Estimated likelihood of the tree 1.1607e-04, se 1.2648e-06

Mean TMRCA 1.3311e+00, sd 5.5821e-01

Elapsed time = 160 sec

genetree tree1 2.0 100000 6652 -m mig

Backward migration rate matrix

0.000 1.000

1.000 0.000

Software version 8.0, 28/03/98

Date 4-3-1998, time 12:09:16

This is a sample from a subdivided population which has two subpopulations. This is the default output for genetree. More or less output can be specified by using the -o option. To redirect the output to a file in UNIX the user should use the unix command >.

For example

genetree tree 1.0 100000 771 > tree.out

redirects the screen output to a file called tree.out.
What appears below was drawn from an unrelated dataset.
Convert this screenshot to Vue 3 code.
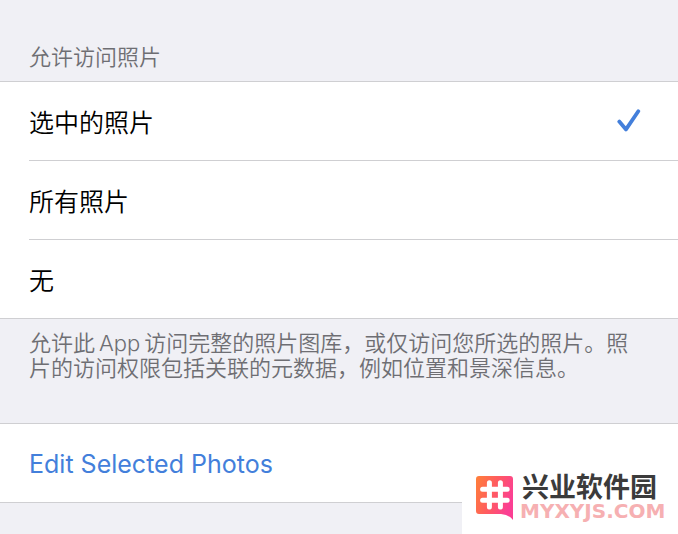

All output files are placed in the current directory unless otherwise directed. If a command in the syntax line, in the option explanations below, is surrounded by bracket () then this implies that this option is only necessary when a the sample is from a subdivided population. The migration matrix that is used in most of the examples below is contained in the file mig.

It is

0.0 1.0

1.0 0.0

-@ If there are many options required it is often convenient to write some or all of these

commands into a separate file, an input file. This shortens the command line considerably.

Syntax:genetree tree_file theta runs seed @input_file

The @ operator tells genetree to look in the file called input_file for the option parameters.

Example:genetree data6 1.0 100000 616 -2 @input

The file input contains

-m mig

-e exp1

-o 4

The order of the options does not matter.

-j Lets the user enter data in the form described in Data Preparation and Format . It is then changed into the tree format with 0 denoting the ancestral base. Note this option only takes the seq_file when the haplotypes are in the binary sequence form and assumes that 0 is the ancestral type at a site. All sites must be polymorphic otherwise genetree will not run and display the error message:

Site i must be a segregating site.

Syntax:genetree tree_file -j seq_file

Example:genetree tree.dat -j seq.dat

The file seq.dat contains

0 1 : 1 0 0 0

1 2 : 0 0 0 0

2 3 : 0 1 0 0

2 1 : 1 0 0 1

The file tree.dat has the gene tree

0 1 : 1 0

1 2 : 0

2 3 : 2 0

2 1 : 3 1 0

-J Converts sequence data from a more general form, using bases or binary data, into a tree and allows specification of the ancestor bases. Note: ancestor bases must be specified if bases are used and all sites must be polymorphic.

Syntax:genetree tree_file -J seq_file anc_file

Example:genetree tree.dat -J seq.dat anc.dat

The files seq.dat

0 1 : A . T

1 2 : A . C

1 2 : C T T

and anc.dat

A . T

produce tree.dat

0 1 : 0

1 2 : 3 0

1 2 : 2 1 0

Note: The dot may indicate a missing base (in which case it is assumed to be different to the known base) or an insertion or deletion.

-z Generates all rooted trees from a given tree in the file tree.dat. These can then used by the -b option to calculate the likelihood of the unrooted tree. The probability of the unrooted tree is simply the sum of all the rooted tree probabilities.There is no need to use the sequence file. All the rooted trees are deduced from the rooted tree that is already in the tree format, in the file tree.dat. All possible trees are generated in the files tree_dat.i, i=0,..,s, where s is the number of polymorphic sites or alternatively if the original tree file was tree then the rooted trees will be in the files tree.i, i=0,..,s,.